2023-03-04 08:57:04 +08:00 · 2023-03-04 08:57:04 +08:00 · bc222e87a6
commit bc222e87a6
parent c8be85b240
4 changed files with 39 additions and 7 deletions
--- a/setup.cfg
+++ b/setup.cfg
@ -8,7 +8,7 @@ exclude =
 	dist
 	*.egg-info
 max-line-length = 87
-ignore = B305,W504,B006,B008,B024,W503
+ignore = B305,W504,B006,B008,B024,W503,B028
 [yapf]
 based_on_style = pep8
--- a/setup.py
+++ b/setup.py
@ -22,7 +22,6 @@ def get_install_requires() -> str:
        "torch>=1.4.0",
        "numba>=0.51.0",
        "h5py>=2.10.0",  # to match tensorflow's minimal requirements
        "protobuf~=3.19.0",  # breaking change, sphinx fail
        "packaging",
    ]
@ -30,9 +29,9 @@ def get_install_requires() -> str:
 def get_extras_require() -> str:
    req = {
        "dev": [
-            "sphinx<4",
+            "sphinx",
            "sphinx_rtd_theme",
-            "jinja2<3.1",  # temporary fix
+            "jinja2",
            "sphinxcontrib-bibtex",
            "flake8",
            "flake8-bugbear",
--- a/test/base/test_buffer.py
+++ b/test/base/test_buffer.py
@ -437,6 +437,38 @@ def test_herreplaybuffer(size=10, bufsize=100, sample_sz=4):
    assert np.all(buf[10:].obs.desired_goal == buf[0].obs.desired_goal)  # (same ep)

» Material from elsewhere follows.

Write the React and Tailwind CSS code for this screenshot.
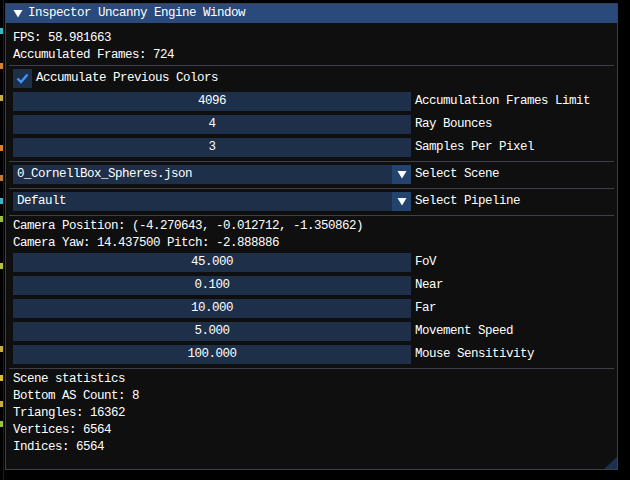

    assert np.all(buf[0].obs.desired_goal != buf[5].obs.desired_goal)  # (diff ep)
    # Another test case for cycled indices
    env_size = 99
    bufsize = 15
    env = MyGoalEnv(env_size, array_state=False)
    buf = HERReplayBuffer(
        bufsize, compute_reward_fn=compute_reward_fn, horizon=30, future_k=8
    )
    buf.future_p = 1
    for x, ep_len in enumerate([10, 20]):
        obs, _ = env.reset()
        for i in range(ep_len):
            act = 1
            obs_next, rew, terminated, truncated, info = env.step(act)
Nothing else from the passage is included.